The challenge of real-time AI: How to drive down latency and cost
Learn about reducing latency, managing costs, and achieving real-time access, as discussed by Dr. Sharon Zhou, co-founder of Lamini, at the Real-Time Data Summit.
The value of artificial intelligence (AI) is significantly enhanced when it can operate in real time, enabling faster, more impactful decisions and actions. But it’s tough for large language models (LLMs) to be real time because of the computational load they demand and the cost involved. The good news is that latency, cost, and real-time access are interrelated, and finding ways to reduce latency also reduces costs and makes real-time access easier to achieve.
That’s according to Dr. Sharon Zhou, co-founder and CEO of Lamini, a Menlo Park, California company that builds an integrated LLM fine-tuning and inference engine for enterprises. Previously, she was on the computer science faculty at Stanford, leading a research group in generative AI (GenAI). It’s also where she received her PhD in GenAI with Dr. Andrew Ng. She spoke at the Real-Time Data Summit, a virtual event intended to advance the market and equip developers for the rapid growth of real-time data, leveraging its power for AI to address this latency, cost, and real-time access conundrum.
The key challenges of real time
Zhou cites three main areas that make it difficult to deliver AI-driven applications in real time:
Computation
It’s no secret to anyone that AI applications, particularly LLMs, require enormous computations. And we’re talking on the order of billions – just for a single question. That’s a big change from the machine learning (ML) of the past. "Even a million parameters was enormous and almost unthinkable, and that was just a few years ago," Zhou says.
Take a seemingly simple example. "Even when you ask [an LLM], 'Hi, what's up?' it's doing all the computation on the word 'Hi,' then ‘what's, and then 'up,'" Zhou says. "It's just very expensive to get through all of that."

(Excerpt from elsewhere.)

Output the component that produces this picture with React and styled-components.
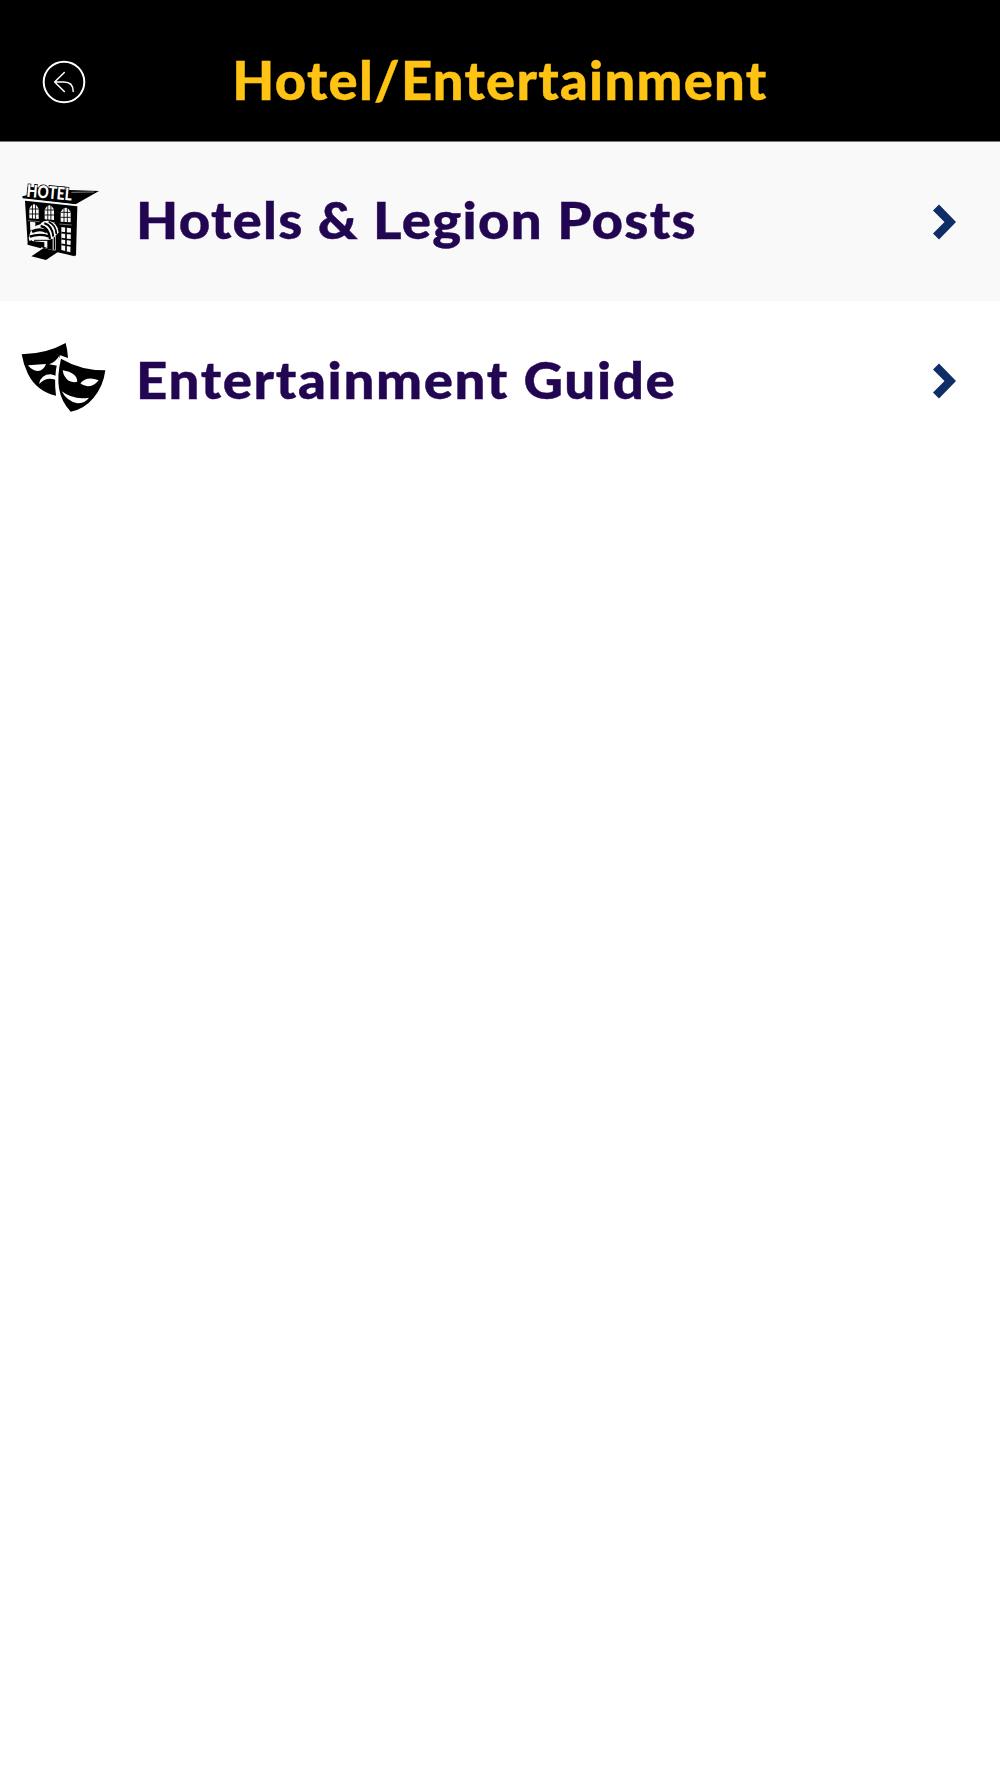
import React from 'react';
import styled, { createGlobalStyle } from 'styled-components';

const GlobalStyle = createGlobalStyle`
  body {
    margin: 0;
    background: #fff;
    font-family: Lato, "Open Sans", sans-serif;
  }
`;

const Screen = styled.div`
  min-height: 1778px;
  display: flex;
  flex-direction: column;
  background: #fff;
`;

const Header = styled.header`
  box-sizing: border-box;
  height: 142px;
  padding: 22px 42px 0;
  display: grid;
  grid-template-columns: 44px 1fr 44px;
  align-items: center;
  background: #000;
  border-bottom: 1px solid #777;
`;

const BackButton = styled.button`
  padding: 0;
  border: 0;
  background: none;
  display: flex;
`;

const Title = styled.h1`
  margin: 0;
  padding-bottom: 3px;
  text-align: center;
  white-space: nowrap;
  color: #ffc314;
  font-size: 53px;
  line-height: 64px;
  font-weight: 900;
  letter-spacing: 1.25px;
  -webkit-text-stroke: 0.4px #ffc314;
  transform: scaleX(1.025);
`;

const Menu = styled.nav`
  display: flex;
  flex-direction: column;
`;

const Row = styled.a`
  box-sizing: border-box;
  height: ${(p) => (p.$shaded ? 159 : 160)}px;
  padding: 0 44px 0 10px;
  display: flex;
  align-items: center;
  background: ${(p) => (p.$shaded ? '#f9f9f9' : '#fff')};
`;

const IconSlot = styled.span`
  width: 126px;
  flex: none;
  display: flex;
  padding-bottom: ${(p) => p.$lift}px;
`;

const Label = styled.span`
  flex: 1;
  padding-bottom: 5px;
  white-space: nowrap;
  color: #220652;
  font-size: 52px;
  line-height: 64px;
  font-weight: 900;
  letter-spacing: ${(p) => p.$tracking}px;
  -webkit-text-stroke: 0.4px #220652;
  transform: scaleX(1.05);
  transform-origin: left center;
`;

const BackIcon = () => (
  <svg width="44" height="44" viewBox="0 0 44 44" fill="none" stroke="#fff">
    <circle cx="22" cy="22" r="20.3" strokeWidth="2" />
    <path d="M22.3 12.5 12.6 22 22.3 31.5M12.6 22H22C28 22 31.2 25.5 31.2 31.5" strokeWidth="1.5" strokeLinecap="round" strokeLinejoin="round" />
  </svg>
);

const Chevron = () => (
  <svg width="23" height="36" viewBox="0 0 23 36">
    <path d="M6 .5 23 18 6 35.5 0 29.5 11.5 18 0 6.5Z" fill="#0f2d66" />
  </svg>
);

const windows = [
  [58, 103, 28, 42],
  [104, 106, 28, 42],
  [152, 113, 30, 42],
];

const HotelIcon = () => (
  <svg width="100" height="100" viewBox="0 0 300 300">
    <path d="M37 79 50 76 52 50 180 60 267 63 197 103 38 85Z" />
    <path d="M184 67 252 66" stroke="#f9f9f9" strokeWidth="1.5" />
    <path d="M42 88 196 105" stroke="#f9f9f9" strokeWidth="3" />
    <path d="M45 92 202 109 198 257 142 244 53 222Z" />
    {windows.map(([x, y, w, h]) => (
      <g key={x}>
        <path d={`M${x} ${y + h}V${y + 13}Q${x + w / 2} ${y - 13} ${x + w} ${y + 13}V${y + h + 2}Z`} fill="#f9f9f9" />
        <path
          d={`M${x + w / 3} ${y - 2}V${y + h + 2}M${x + (2 * w) / 3} ${y - 2}V${y + h + 2}M${x} ${y + 14}H${x + w}M${x} ${y + 29}H${x + w}`}
          stroke="#000"
          strokeWidth="2.6"
        />
        <path d={`M${x - 4} ${y + h + 7}l${w + 7} 3`} stroke="#e0e0e0" strokeWidth="1.5" />
      </g>
    ))}
    <path d="M60 155 76 157V172L61 182ZM154 171 183 175 181 247 154 240Z" fill="#f9f9f9" />
    <path d="M168 170V244M154 188l30 3M154 206l30 4M154 223l30 5" stroke="#000" strokeWidth="5" />
    <path d="M56 203Q62 169 91 163Q97 151 114 152Q143 155 146 188L137 196V241L128 239V206L112 211V234L103 231V217L58 212Z" fill="#f9f9f9" />
    <g fill="none" stroke="#000">
      <path d="M66 185Q92 173 111 186" strokeWidth="9" />
      <path d="M59 200Q88 190 116 199" strokeWidth="7" />
      <path d="M72 211H114" strokeWidth="3" />
      <path d="M92 168Q116 172 120 207" strokeWidth="7" />
      <path d="M103 160Q127 167 130 200" strokeWidth="6" />
      <path d="M116 155Q138 165 139 192" strokeWidth="5" />
      <path d="M64 211V219L101 226M119 211V236M133 202V239" strokeWidth="4" />
      <path d="M53 222 93 232M137 243 194 256" strokeWidth="5" />
    </g>
    <path d="M101 234 145 245 108 270 64 259Z" />
    <text
      transform="translate(49 80) rotate(5)"
      fontFamily="Lato, sans-serif"
      fontWeight="900"
      fontSize="52"
      textLength="136"
      lengthAdjust="spacingAndGlyphs"
      fill="#fff"
      stroke="#000"
      strokeWidth="5"
      paintOrder="stroke"
    >
      HOTEL
    </text>
  </svg>
);

const MasksIcon = () => (
  <svg width="110" height="90" viewBox="0 0 330 270">
    <path d="M35 73Q108 72 167 39Q173 61 174 84L151 76L142 97Q131 145 138 197Q80 184 54 132Q40 104 35 73Z" />
    <path d="M54 106 108 102Q101 122 83 123Q66 122 54 106ZM117 103Q139 95 149 75L142 107ZM87 162Q93 133 122 133Q134 134 143 142L142 151Q111 137 87 162Z" fill="#fff" />
    <path d="M153 86Q212 121 286 121Q280 169 251 203Q223 237 182 245Q154 216 147 175Q141 136 153 86Z" />
    <path d="M158 121Q201 128 202 155Q190 159 176 152Q161 142 158 121ZM211 160Q230 137 266 151Q252 169 233 169Q220 168 211 160ZM155 184Q191 211 237 203Q225 220 202 220Q171 214 155 184Z" fill="#fff" />
  </svg>
);

const items = [
  { label: 'Hotels & Legion Posts', Icon: HotelIcon, shaded: true, tracking: 1.2, lift: 3 },
  { label: 'Entertainment Guide', Icon: MasksIcon, shaded: false, tracking: 1.55, lift: 12 },
];

export default function App() {
  return (
    <Screen>
      <GlobalStyle />
      <Header>
        <BackButton aria-label="Back">
          <BackIcon />
        </BackButton>
        <Title>Hotel/Entertainment</Title>
      </Header>
      <Menu>
        {items.map(({ label, Icon, shaded, tracking, lift }) => (
          <Row key={label} $shaded={shaded}>
            <IconSlot $lift={lift}>
              <Icon />
            </IconSlot>
            <Label $tracking={tracking}>{label}</Label>
            <Chevron />
          </Row>
        ))}
      </Menu>
    </Screen>
  );
}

But that’s just the start. Not only does the LLM need to interpret the input, it needs to create output, and that’s just as complex. "For example, 'Hi, what's up? I am good,’" Zhou explains. "It takes time for it to read, and it takes time for it to write. The bigger the model, the more computations there are. For a 100-billion parameter model, which the original GPT-3 and ChatGPT-like models were, that is very expensive."
Now imagine a real-world application where you're not just saying, "Hi, what's up," but giving the LLM additional data. "Let's say you want to detect whether their sign-in was fraudulent or not," Zhou says. "That's a lot of different user data you can pass through into the model. It needs to read all of that and then produce an answer for you."
Actual applications also require more complex output. "You want it to give an explanation for why it said what it said, whether it's yes or no," Zhou explains.
Cost
There are three main drivers that make real-time LLMs so expensive. "One is that just running the model once is expensive, certainly more expensive than pinging a website." It might cost just a fraction of a cent, but that adds up as you feed more data to the model.
Plus, computational loads are so heavy that completely new, reliable infrastructures need to be built to handle them, Zhou says. "It’s a really hard and very complex software engineering problem."